In the second place we are to consider greatness of manner in architecture, which has such force upon the imagination, that a small building, where it appears, shall give the mind nobler ideas than one of twenty times the bulk, where the manner is ordinary or little. Thus, perhaps, a man would have been more astonished with the majestic air that appeared in one of Lysippus's statues of Alexander, though no bigger than the life, than he might have been with Mount Athos, had it been cut into the figure of the hero, according to the proposal of Phidias, with a river in one hand and a city in the other.

Let any one reflect on the disposition of mind he finds in himself, at his first entrance into the Pantheon at Rome, and how his imagination is filled with something great and amazing; and at the same time consider how little, in proportion, he is affected with the inside of a Gothic cathedral, though it be five times larger than the other; which can arise from nothing else, but the greatness of the manner in the one, and the meanness in the other.

I have seen an observation upon this subject in a French author, which very much pleased me. It is in Monsieur Fréard's Parallel of the Ancient and Modern Architecture. I shall give it the reader with the same terms of art which he has made use of: I am observing, says he a thing which in my opinion is very curious, whence it proceeds, that in the same quantity of superficies, the one manner seems great and magnificent, and the other poor and trifling; the reason is fine and uncommon. I say then, that to introduce into architecture this grandeur of manner, we ought so to proceed, that the division of the principal members of the order may consist but of few parts, that they be all great and of a bold and ample relievo, and swelling; and that the eye, beholding nothing little and mean, the imagination may be more vigorously touched and affected with the work that stands before it. For example, in a cornice, if the gola or cynatium of the corona, the coping, the modillions or dentelli, make a noble show by their graceful projections, if we see none of that ordinary confusion which is the result of those little cavities, quarter rounds of the astragal, and I know not how many other intermingled particulars, which produce no effect in great and massy works, and which very unprofitably take up place to the prejudice of the principal member, it is most certain that this manner will appear solemn and great; as, on the contrary, that will have but a poor and mean effect where there is a redundancy of those smaller ornaments, which divide and scatter the angles of the sight into such a multitude of rays, so pressed together that the whole will appear but a confusion.

Among all the figures in architecture, there are none that have a greater air than the concave and the convex; and we find in all the ancient and modern architecture, as well in the remote parts of China as in countries nearer home, that round pillars and vaulted roofs make a great part of those buildings which are designed for pomp and magnificence.

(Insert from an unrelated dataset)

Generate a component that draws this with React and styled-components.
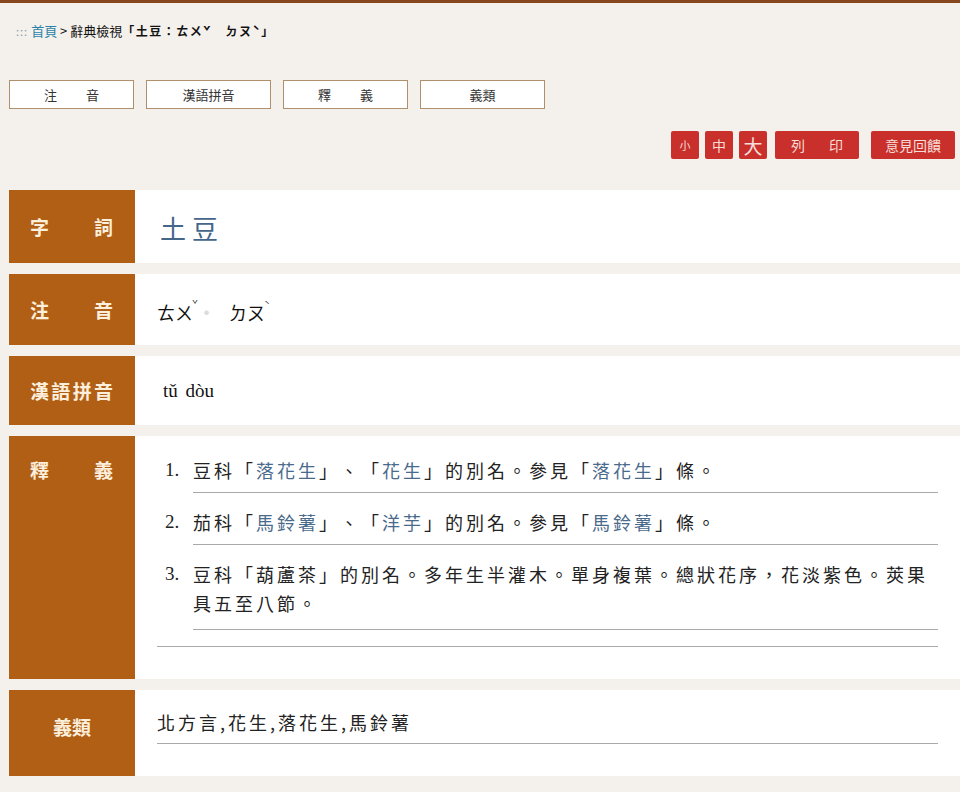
import React from "react";
import styled, { createGlobalStyle } from "styled-components";

const GlobalStyle = createGlobalStyle`
  html, body {
    margin: 0;
    padding: 0;
  }
  body {
    background: #f4f0eb;
    border-top: 3px solid #86461c;
    font-family: "Noto Sans CJK TC", "Noto Sans", sans-serif;
    color: #222;
    overflow: hidden;
    text-spacing-trim: space-all;
  }
`;

const Page = styled.div`
  min-height: 789px;
`;

const Breadcrumb = styled.div`
  padding: 19px 0 0 16px;
  height: 22px;
  font-size: 13px;
  line-height: 18px;
  color: #111;
`;

const Dots = styled.span`
  color: #8a9aa6;
  font-size: 11px;
  letter-spacing: 1px;
  margin-right: 3px;
`;

const Crumb = styled.a`
  color: #2b82a8;
  text-decoration: none;
`;

const Current = styled.span`
  font-weight: 700;
  font-size: 12px;
  letter-spacing: 1.5px;
`;

const Tabs = styled.div`
  display: flex;
  gap: 12px;
  padding: 36px 0 0 9px;
`;

const Tab = styled.button`
  width: 125px;
  height: 29px;
  box-sizing: border-box;
  background: #fff;
  border: 1px solid #b08f6c;
  font-family: "Noto Sans CJK TC", sans-serif;
  font-size: 13px;
  color: #333;
  display: flex;
  align-items: center;
  justify-content: ${(p) => (p.$spread ? "space-between" : "center")};
  padding: ${(p) => (p.$spread ? "0 34px" : "0")};
  cursor: pointer;
`;

const Toolbar = styled.div`
  display: flex;
  justify-content: flex-end;
  align-items: center;
  padding: 22px 5px 0 0;
  height: 28px;
`;

const RedButton = styled.button`
  height: 28px;
  width: ${(p) => p.$w || 28}px;
  margin-left: ${(p) => p.$ml || 6}px;
  box-sizing: border-box;
  background: #c9302b;
  border: none;
  border-radius: 2px;
  color: #f7ddd7;
  font-family: "Noto Sans CJK TC", sans-serif;
  font-size: ${(p) => p.$fs || 14}px;
  line-height: 1;
  padding: ${(p) => (p.$spread ? "0 16px" : "0")};
  display: flex;
  align-items: center;
  justify-content: ${(p) => (p.$spread ? "space-between" : "center")};
  cursor: pointer;
`;

const Rows = styled.div`
  display: flex;
  flex-direction: column;
  gap: 11px;
  padding: 31px 0 0 9px;
`;

const Row = styled.div`
  display: flex;
  min-height: ${(p) => p.$h}px;
`;

const Label = styled.div`
  width: 126px;
  flex: none;
  box-sizing: border-box;
  background: #b25f16;
  color: #fcefdc;
  font-size: 19px;
  font-weight: 700;
  display: flex;
  align-items: ${(p) => (p.$top ? "flex-start" : "center")};
  justify-content: ${(p) => (p.$center ? "center" : "space-between")};
  padding: ${(p) => p.$pad || "0 22px 0 21px"};
  line-height: 24px;
`;

const Cell = styled.div`
  flex: 1;
  background: #fff;
  padding: 0 22px;
  display: flex;
  align-items: center;
  font-size: 18px;
`;

const Block = styled.div`
  flex: 1;
  background: #fff;
  padding: ${(p) => p.$pad};
  font-size: 18px;
`;

const Word = styled.div`
  color: #44668a;
  font-size: 26px;
  letter-spacing: 6px;
  padding-left: 3px;
  padding-top: 2px;
`;

const Zhuyin = styled.div`
  display: flex;
  align-items: center;
  padding-top: 5px;
  font-size: 18px;
  line-height: 24px;
  color: #111;
`;

const Tone = styled.span`
  display: inline-block;
  font-size: 10px;
  line-height: 1;
  vertical-align: 11px;
  margin-left: -1px;
  color: #333;
`;

const Sep = styled.span`
  color: #dcdcdc;
  font-size: 5px;
  margin: 0 20px 0 6px;
`;

const Pinyin = styled.div`
  font-family: "Liberation Serif", serif;
  font-size: 19px;
  padding-left: 6px;
  word-spacing: 3px;
  color: #111;
`;

const Item = styled.div`
  display: flex;
  margin-top: ${(p) => (p.$first ? 0 : 15)}px;
`;

const Num = styled.span`
  width: 36px;
  flex: none;
  padding-left: 8px;
  box-sizing: border-box;
  font-family: "Liberation Serif", serif;
  font-size: 19px;
  line-height: 28px;
  color: #222;
`;

const Text = styled.div`
  flex: 1;
  line-height: ${(p) => p.$lh || 28}px;
  letter-spacing: 3px;
  padding-bottom: ${(p) => p.$pb || 9}px;
  border-bottom: 1px solid #a9a9a9;
  color: #222;
`;

const Link = styled.span`
  color: #4a6a8c;
`;

const Rule = styled.div`
  border-top: 1px solid #a9a9a9;
  margin-top: 16px;
`;

const definitions = [
  [
    "豆科「",
    { link: "落花生" },
    "」、「",
    { link: "花生" },
    "」的別名。參見「",
    { link: "落花生" },
    "」條。",
  ],
  [
    "茄科「",
    { link: "馬鈴薯" },
    "」、「",
    { link: "洋芋" },
    "」的別名。參見「",
    { link: "馬鈴薯" },
    "」條。",
  ],
  ["豆科「葫蘆茶」的別名。多年生半灌木。單身複葉。總狀花序，花淡紫色。莢果具五至八節。"],
];

function Spread({ text }) {
  return text.split("").map((c, i) => <span key={i}>{c}</span>);
}

export default function App() {
  return (
    <Page lang="zh-Hant">
      <GlobalStyle />
      <Breadcrumb>
        <Dots>:::</Dots>
        <Crumb href="#">首頁</Crumb> &gt; 辭典檢視
        <Current>「土豆：ㄊㄨˇ　ㄉㄡˋ」</Current>
      </Breadcrumb>

      <Tabs>
        <Tab $spread>
          <Spread text="注音" />
        </Tab>
        <Tab>漢語拼音</Tab>
        <Tab $spread>
          <Spread text="釋義" />
        </Tab>
        <Tab>義類</Tab>
      </Tabs>

      <Toolbar>
        <RedButton $fs={11} $ml={0}>小</RedButton>
        <RedButton $fs={14}>中</RedButton>
        <RedButton $fs={19}>大</RedButton>
        <RedButton $w={84} $ml={8} $spread>
          <Spread text="列印" />
        </RedButton>
        <RedButton $w={84} $ml={12}>意見回饋</RedButton>
      </Toolbar>

      <Rows>
        <Row $h={73}>
          <Label>
            <Spread text="字詞" />
          </Label>
          <Cell>
            <Word>土豆</Word>
          </Cell>
        </Row>

        <Row $h={71}>
          <Label>
            <Spread text="注音" />
          </Label>
          <Cell>
            <Zhuyin>
              <span>
                ㄊㄨ<Tone>ˇ</Tone>
              </span>
              <Sep>●</Sep>
              <span>
                ㄉㄡ<Tone>ˋ</Tone>
              </span>
            </Zhuyin>
          </Cell>
        </Row>

        <Row $h={69}>
          <Label>
            <Spread text="漢語拼音" />
          </Label>
          <Cell>
            <Pinyin>tǔ dòu</Pinyin>
          </Cell>
        </Row>

        <Row $h={242}>
          <Label $top $pad="22px 22px 0 21px">
            <Spread text="釋義" />
          </Label>
          <Block $pad="20px 22px 32px">
            {definitions.map((parts, i) => (
              <Item key={i} $first={i === 0}>
                <Num>{i + 1}.</Num>
                <Text $pb={i === 2 ? 11 : 8} $lh={i === 2 ? 29 : 28}>
                  {parts.map((p, j) =>
                    typeof p === "string" ? (
                      <React.Fragment key={j}>{p}</React.Fragment>
                    ) : (
                      <Link key={j}>{p.link}</Link>
                    )
                  )}
                </Text>
              </Item>
            ))}
            <Rule />
          </Block>
        </Row>

        <Row $h={86}>
          <Label $center $pad="0 0 12px">義類</Label>
          <Block $pad="18px 22px 32px">
            <Text $pb={7}>北方言,花生,落花生,馬鈴薯</Text>
          </Block>
        </Row>
      </Rows>
    </Page>
  );
}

The reason I take to be, because in these figures we generally see more of the body than in those of other kinds. There are, indeed, figures of bodies where the eye may take in two-thirds of the surface; but as in such bodies the sight must split upon several angles, it does not take in one uniform idea, but several ideas of the same kind. Look upon the outside of a dome, your eye half surrounds it; look up into the inside, and at one glance you have all the prospect of it; the entire concavity falls into your eye at once, the sight being as the centre that collects and gathers into it the lines of the whole circumference. In a square pillar, the sight often takes in but a fourth part of the surface, and, in a square concave, must move up and down to the different sides, before it is master of all the inward surface. For this reason, the fancy is infinitely more struck with the view of the open air, and skies, that passes through an arch, than what comes through a square, or any other figure. The figure of the rainbow does not contribute less to its magnificence, than the colours to its beauty, as it is very poetically described by the son of Sirach: Look upon the rainbow, and praise Him that made it; very beautiful it is in its brightness; it encompasses the heavens with a glorious circle, and the hands of the Most High have bended it. [Ecclus. 43. 11]

Having thus spoken of that greatness which affects the mind in architecture, I might next show the pleasure that rises in the imagination from what appears new and beautiful in this art; but as every beholder has naturally a greater taste of these two perfections in every building which offers itself to his view than of that which I have hitherto considered, I shall not trouble my reader with any reflections upon it. It is sufficient for my present purpose to observe that there is nothing in this whole art which pleases the imagination, but as it is great, uncommon, or beautiful.